(SHORT TASK)
Scan the material and copy every line in which "index" appears.

================

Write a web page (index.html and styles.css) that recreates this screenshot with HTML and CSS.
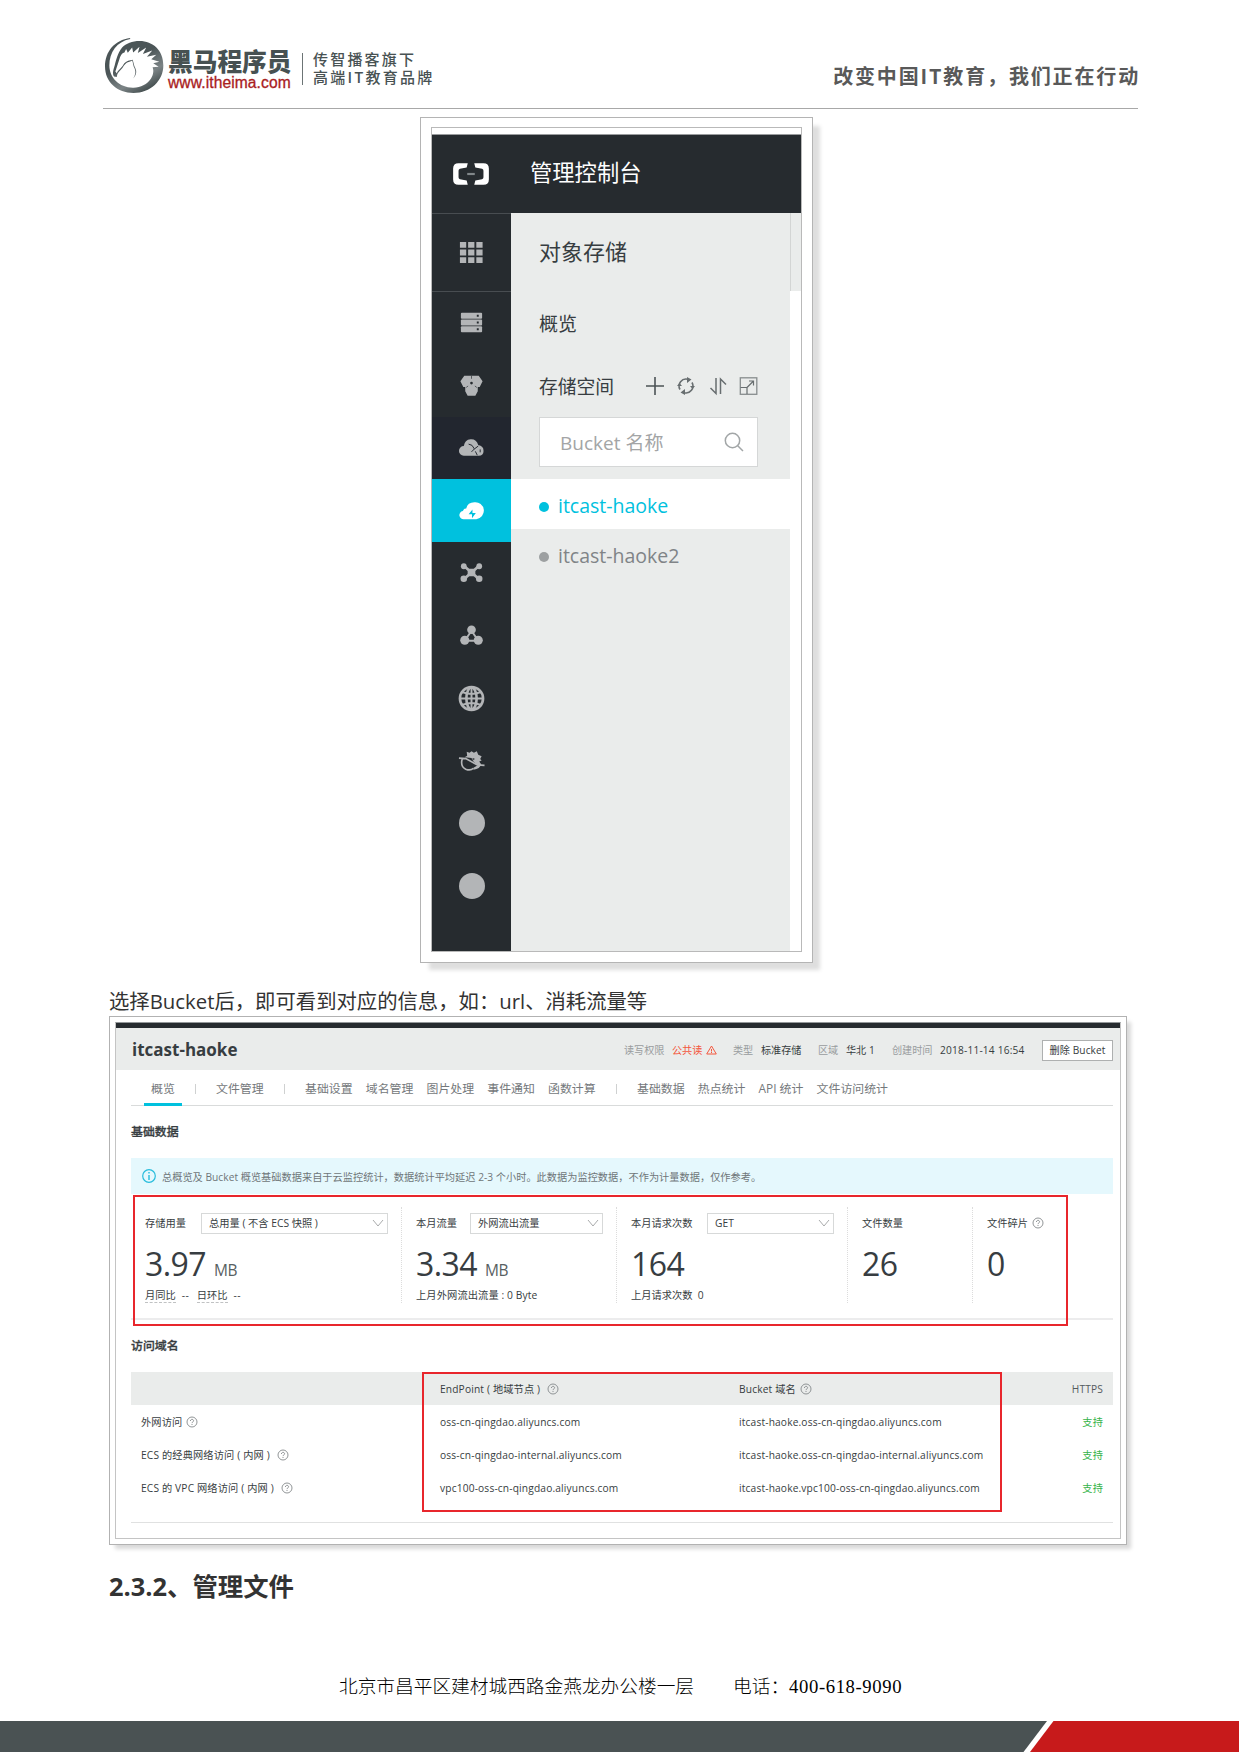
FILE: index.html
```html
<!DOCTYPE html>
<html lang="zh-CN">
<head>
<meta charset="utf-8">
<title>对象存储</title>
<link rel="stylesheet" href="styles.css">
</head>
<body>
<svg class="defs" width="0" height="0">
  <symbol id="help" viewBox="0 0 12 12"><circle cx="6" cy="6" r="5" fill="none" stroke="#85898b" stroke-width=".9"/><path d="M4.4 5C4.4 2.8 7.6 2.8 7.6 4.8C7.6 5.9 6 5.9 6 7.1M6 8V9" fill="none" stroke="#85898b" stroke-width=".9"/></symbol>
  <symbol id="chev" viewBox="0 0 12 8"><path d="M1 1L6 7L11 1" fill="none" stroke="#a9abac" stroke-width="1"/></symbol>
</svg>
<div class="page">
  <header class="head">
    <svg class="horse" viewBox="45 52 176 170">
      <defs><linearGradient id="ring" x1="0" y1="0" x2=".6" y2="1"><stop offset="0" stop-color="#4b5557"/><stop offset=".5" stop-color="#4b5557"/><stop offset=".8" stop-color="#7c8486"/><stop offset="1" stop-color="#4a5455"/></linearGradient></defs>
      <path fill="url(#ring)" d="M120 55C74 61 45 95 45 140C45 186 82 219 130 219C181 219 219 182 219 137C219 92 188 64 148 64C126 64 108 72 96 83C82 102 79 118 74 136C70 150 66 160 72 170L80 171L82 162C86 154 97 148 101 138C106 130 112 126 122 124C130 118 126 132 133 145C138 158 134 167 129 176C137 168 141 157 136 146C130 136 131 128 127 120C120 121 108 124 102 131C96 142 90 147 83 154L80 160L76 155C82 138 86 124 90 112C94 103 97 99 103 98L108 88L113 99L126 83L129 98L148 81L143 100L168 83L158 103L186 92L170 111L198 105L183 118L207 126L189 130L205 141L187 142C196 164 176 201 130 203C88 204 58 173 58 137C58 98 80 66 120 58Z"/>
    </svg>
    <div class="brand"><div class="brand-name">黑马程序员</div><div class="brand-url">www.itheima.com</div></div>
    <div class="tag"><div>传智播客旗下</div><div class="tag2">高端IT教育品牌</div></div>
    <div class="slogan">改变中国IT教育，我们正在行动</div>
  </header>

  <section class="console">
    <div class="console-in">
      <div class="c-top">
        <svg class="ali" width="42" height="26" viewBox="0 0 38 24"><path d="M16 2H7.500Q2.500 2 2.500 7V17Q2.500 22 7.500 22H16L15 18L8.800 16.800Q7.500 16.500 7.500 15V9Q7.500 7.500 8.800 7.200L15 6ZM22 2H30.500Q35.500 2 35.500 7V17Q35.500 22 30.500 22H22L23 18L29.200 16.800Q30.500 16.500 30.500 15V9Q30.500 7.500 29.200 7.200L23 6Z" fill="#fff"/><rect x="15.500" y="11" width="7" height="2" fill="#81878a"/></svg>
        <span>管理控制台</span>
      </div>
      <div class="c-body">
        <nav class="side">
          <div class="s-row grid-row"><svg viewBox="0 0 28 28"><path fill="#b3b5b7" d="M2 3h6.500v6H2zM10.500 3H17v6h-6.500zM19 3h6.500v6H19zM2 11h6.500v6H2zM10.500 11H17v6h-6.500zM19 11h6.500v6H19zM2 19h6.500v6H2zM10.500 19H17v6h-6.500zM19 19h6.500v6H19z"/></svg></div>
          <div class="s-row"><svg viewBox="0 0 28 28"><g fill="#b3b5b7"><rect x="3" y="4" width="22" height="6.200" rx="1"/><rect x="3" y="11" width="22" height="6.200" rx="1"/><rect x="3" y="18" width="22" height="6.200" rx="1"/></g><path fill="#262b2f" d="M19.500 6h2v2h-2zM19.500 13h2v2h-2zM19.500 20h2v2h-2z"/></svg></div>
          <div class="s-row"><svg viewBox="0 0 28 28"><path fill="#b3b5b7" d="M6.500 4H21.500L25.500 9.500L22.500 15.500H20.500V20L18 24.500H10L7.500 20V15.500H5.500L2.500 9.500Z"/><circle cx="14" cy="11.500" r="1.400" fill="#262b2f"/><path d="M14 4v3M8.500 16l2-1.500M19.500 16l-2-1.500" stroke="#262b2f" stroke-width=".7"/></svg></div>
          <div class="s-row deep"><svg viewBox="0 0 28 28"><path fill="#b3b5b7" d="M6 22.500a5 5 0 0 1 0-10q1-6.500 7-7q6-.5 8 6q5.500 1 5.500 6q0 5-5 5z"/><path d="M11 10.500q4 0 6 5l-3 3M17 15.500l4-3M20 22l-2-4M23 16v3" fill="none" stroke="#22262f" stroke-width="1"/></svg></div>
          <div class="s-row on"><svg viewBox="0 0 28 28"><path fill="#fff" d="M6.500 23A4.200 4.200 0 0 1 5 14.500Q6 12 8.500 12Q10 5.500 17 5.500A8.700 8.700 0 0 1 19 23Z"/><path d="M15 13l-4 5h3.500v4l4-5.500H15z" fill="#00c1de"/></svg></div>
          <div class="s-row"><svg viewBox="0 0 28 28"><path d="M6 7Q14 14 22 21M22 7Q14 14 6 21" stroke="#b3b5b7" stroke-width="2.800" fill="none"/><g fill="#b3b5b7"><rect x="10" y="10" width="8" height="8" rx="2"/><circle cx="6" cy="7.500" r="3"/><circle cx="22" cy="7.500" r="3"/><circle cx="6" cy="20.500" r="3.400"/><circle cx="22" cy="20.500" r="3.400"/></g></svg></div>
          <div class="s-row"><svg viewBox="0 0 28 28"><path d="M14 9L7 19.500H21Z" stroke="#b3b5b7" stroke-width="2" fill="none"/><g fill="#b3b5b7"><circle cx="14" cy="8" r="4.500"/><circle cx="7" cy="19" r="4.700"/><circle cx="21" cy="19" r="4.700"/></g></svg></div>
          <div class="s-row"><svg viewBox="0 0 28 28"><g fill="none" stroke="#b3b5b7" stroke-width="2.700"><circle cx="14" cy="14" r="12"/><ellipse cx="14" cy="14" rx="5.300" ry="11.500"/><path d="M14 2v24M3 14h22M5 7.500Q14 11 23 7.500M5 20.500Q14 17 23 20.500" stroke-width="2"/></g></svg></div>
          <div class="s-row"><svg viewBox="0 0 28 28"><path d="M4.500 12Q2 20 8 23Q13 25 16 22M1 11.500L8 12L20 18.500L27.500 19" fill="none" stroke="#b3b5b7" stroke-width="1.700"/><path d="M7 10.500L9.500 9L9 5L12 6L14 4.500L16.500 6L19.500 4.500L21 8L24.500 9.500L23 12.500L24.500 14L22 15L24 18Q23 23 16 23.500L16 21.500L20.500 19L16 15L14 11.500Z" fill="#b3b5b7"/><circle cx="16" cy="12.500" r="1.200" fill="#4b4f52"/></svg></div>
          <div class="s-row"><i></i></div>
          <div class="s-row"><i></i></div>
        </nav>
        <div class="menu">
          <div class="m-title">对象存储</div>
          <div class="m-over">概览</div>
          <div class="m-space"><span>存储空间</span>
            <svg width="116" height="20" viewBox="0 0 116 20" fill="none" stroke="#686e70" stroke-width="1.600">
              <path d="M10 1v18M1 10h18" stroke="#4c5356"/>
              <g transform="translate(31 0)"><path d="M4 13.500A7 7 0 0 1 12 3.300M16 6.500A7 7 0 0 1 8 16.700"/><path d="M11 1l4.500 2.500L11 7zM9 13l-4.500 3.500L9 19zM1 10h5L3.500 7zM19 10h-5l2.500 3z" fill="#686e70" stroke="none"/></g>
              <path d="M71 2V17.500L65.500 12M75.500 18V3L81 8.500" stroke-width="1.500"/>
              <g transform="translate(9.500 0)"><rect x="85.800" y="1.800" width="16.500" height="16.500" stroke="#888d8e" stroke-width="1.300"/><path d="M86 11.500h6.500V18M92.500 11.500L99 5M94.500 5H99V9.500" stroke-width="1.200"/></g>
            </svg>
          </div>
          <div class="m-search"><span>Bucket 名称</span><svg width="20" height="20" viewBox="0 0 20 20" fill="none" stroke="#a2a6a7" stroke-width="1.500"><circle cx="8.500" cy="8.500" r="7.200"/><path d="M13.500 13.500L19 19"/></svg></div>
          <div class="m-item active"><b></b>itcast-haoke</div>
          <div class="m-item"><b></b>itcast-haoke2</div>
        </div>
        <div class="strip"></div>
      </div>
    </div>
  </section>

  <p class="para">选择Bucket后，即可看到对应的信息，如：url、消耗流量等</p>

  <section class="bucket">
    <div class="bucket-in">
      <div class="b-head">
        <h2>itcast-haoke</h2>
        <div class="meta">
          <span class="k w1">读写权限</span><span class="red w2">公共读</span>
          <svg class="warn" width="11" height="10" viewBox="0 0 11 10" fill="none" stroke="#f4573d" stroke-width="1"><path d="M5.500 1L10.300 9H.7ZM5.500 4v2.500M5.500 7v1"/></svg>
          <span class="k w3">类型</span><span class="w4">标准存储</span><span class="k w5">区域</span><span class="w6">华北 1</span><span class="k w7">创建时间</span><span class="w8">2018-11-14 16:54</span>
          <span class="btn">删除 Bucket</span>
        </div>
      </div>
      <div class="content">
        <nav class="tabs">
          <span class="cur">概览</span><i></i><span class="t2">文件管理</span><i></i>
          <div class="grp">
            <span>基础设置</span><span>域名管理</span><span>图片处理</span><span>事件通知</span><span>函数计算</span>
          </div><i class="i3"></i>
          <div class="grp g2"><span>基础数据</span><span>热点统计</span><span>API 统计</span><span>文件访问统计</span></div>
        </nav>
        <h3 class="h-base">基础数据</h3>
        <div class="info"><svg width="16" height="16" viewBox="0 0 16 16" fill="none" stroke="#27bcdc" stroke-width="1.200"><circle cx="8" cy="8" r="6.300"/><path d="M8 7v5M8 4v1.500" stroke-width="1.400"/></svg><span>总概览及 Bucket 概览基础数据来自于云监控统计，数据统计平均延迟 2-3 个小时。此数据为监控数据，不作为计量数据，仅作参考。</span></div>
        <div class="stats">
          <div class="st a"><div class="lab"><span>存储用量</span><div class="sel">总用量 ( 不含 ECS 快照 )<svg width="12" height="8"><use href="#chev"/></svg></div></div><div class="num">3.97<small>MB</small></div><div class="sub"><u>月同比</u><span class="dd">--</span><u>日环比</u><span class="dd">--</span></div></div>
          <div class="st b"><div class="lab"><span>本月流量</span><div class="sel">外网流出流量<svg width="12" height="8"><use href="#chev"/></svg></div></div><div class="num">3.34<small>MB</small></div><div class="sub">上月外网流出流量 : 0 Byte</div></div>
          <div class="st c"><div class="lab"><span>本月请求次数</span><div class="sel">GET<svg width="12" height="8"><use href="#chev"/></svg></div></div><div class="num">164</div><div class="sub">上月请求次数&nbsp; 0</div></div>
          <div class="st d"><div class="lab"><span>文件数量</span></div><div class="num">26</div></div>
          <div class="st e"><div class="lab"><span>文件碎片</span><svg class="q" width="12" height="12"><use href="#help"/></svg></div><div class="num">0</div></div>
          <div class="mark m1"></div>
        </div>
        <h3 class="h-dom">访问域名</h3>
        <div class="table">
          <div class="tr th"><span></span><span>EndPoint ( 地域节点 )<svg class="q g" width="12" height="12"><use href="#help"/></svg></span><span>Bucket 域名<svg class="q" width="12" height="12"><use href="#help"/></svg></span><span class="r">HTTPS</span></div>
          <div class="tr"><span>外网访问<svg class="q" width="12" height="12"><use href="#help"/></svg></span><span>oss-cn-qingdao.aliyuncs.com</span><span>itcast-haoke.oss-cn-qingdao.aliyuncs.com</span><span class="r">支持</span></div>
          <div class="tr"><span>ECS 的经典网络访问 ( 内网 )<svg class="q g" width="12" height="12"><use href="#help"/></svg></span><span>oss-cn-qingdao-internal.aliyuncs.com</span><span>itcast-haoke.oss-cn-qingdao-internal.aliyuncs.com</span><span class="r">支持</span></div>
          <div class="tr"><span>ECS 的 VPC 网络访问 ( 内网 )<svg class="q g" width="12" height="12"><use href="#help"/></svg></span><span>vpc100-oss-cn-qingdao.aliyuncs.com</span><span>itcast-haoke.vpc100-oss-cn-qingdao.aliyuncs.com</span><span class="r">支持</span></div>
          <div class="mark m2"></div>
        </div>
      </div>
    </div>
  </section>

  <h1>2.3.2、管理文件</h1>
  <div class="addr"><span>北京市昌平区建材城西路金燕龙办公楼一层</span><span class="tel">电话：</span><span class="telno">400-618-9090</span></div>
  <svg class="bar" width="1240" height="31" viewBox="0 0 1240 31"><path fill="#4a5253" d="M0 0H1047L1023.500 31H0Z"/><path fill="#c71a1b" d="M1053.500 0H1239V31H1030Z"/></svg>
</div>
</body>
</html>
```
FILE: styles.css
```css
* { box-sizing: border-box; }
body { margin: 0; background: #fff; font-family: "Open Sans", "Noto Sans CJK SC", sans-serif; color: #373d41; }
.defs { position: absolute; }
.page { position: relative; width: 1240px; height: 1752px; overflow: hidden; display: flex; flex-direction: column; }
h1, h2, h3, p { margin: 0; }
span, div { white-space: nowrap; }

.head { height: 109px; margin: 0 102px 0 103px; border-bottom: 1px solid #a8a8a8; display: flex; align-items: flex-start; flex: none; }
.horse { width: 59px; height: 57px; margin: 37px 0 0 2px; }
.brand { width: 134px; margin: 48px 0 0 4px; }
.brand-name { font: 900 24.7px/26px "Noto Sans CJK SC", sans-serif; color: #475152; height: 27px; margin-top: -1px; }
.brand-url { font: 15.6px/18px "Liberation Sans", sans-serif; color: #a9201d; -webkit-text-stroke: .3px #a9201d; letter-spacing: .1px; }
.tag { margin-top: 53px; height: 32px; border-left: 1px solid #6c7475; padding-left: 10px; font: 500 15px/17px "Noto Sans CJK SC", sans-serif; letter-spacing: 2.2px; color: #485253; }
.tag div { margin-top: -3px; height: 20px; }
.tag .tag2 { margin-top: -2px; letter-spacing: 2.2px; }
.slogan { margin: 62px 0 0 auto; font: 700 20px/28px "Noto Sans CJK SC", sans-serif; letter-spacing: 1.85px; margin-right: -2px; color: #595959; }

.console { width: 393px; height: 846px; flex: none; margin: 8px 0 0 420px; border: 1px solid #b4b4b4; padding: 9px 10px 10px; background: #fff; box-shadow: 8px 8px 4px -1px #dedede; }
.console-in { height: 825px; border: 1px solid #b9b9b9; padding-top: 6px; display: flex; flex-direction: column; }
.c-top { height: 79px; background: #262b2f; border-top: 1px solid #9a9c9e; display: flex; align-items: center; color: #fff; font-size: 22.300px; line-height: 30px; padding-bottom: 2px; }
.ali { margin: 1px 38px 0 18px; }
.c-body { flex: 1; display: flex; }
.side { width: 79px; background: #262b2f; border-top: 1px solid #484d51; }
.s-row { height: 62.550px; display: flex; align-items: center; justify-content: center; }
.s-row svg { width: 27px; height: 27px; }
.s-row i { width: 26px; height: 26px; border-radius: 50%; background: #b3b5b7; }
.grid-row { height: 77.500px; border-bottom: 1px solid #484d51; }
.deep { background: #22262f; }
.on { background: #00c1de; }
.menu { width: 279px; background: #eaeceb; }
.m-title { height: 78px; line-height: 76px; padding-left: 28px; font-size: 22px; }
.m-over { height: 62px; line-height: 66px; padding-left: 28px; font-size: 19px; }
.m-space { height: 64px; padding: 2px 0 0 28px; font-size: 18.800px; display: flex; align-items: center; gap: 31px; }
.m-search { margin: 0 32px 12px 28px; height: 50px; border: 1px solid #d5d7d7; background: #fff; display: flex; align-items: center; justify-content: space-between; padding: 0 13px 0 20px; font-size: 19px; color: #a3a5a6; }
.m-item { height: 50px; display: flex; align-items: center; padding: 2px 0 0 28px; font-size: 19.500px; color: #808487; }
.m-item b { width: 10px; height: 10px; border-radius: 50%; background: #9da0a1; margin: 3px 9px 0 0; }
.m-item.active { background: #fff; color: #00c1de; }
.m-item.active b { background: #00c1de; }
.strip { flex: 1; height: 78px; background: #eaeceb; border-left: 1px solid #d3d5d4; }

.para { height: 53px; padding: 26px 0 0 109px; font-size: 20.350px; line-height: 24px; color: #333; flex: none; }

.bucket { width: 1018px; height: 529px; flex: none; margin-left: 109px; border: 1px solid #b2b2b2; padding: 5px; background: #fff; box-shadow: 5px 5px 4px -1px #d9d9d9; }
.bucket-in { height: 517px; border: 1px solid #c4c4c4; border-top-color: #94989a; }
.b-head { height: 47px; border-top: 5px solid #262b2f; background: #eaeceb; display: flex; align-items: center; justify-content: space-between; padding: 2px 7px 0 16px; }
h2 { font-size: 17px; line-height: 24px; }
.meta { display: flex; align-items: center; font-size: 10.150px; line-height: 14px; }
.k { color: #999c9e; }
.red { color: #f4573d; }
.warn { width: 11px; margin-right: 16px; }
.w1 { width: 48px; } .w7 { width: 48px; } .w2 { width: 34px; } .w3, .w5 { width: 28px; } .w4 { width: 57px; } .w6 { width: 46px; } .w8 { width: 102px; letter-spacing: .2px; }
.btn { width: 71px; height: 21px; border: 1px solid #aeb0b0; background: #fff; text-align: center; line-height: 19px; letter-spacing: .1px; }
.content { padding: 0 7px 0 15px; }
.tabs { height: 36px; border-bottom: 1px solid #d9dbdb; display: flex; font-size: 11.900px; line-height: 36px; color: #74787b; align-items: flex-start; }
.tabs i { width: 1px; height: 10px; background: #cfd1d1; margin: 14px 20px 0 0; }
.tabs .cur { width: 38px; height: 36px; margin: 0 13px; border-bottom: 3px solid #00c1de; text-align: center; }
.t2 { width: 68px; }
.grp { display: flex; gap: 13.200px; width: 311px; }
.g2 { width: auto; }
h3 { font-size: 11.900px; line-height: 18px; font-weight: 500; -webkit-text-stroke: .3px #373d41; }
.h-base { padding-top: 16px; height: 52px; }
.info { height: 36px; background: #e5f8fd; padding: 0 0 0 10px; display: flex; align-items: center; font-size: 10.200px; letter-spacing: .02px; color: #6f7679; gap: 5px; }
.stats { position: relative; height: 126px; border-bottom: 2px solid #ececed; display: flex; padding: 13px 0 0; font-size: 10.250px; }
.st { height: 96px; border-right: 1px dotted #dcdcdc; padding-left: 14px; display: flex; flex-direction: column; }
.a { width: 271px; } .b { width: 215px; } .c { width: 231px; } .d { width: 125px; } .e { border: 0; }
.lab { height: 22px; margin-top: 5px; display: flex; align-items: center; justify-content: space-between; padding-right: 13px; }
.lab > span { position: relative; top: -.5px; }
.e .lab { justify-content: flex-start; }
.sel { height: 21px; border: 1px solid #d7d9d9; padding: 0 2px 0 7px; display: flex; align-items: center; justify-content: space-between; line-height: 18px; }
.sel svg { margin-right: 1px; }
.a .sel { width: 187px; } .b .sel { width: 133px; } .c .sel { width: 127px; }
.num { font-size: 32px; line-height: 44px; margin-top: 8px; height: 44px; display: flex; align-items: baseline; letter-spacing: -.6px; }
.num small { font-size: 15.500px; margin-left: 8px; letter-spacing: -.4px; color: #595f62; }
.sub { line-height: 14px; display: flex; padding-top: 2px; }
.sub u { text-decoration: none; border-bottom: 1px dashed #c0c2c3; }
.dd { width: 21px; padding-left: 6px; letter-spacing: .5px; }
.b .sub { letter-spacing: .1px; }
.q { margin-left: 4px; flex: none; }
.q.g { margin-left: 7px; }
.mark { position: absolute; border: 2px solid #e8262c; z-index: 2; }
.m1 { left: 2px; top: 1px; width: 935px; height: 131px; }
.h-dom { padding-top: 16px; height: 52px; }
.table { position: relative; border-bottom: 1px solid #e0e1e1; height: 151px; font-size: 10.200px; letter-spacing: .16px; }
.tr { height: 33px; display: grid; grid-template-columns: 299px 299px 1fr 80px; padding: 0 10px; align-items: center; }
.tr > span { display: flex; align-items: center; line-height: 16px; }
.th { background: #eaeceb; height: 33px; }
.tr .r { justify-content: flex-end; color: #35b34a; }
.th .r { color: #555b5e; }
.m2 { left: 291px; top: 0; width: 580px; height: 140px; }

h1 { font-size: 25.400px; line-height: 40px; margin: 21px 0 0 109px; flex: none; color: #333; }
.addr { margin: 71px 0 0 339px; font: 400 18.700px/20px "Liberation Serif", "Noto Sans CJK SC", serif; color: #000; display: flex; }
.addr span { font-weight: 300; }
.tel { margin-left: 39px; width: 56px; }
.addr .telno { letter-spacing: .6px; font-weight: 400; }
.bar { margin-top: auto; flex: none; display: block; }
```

================

(COMPLETE OUTPUT)
Write a web page (index.html and styles.css) that recreates this screenshot with HTML and CSS.
FILE: index.html
.mark { position: absolute; border: 2px solid #e8262c; z-index: 2; }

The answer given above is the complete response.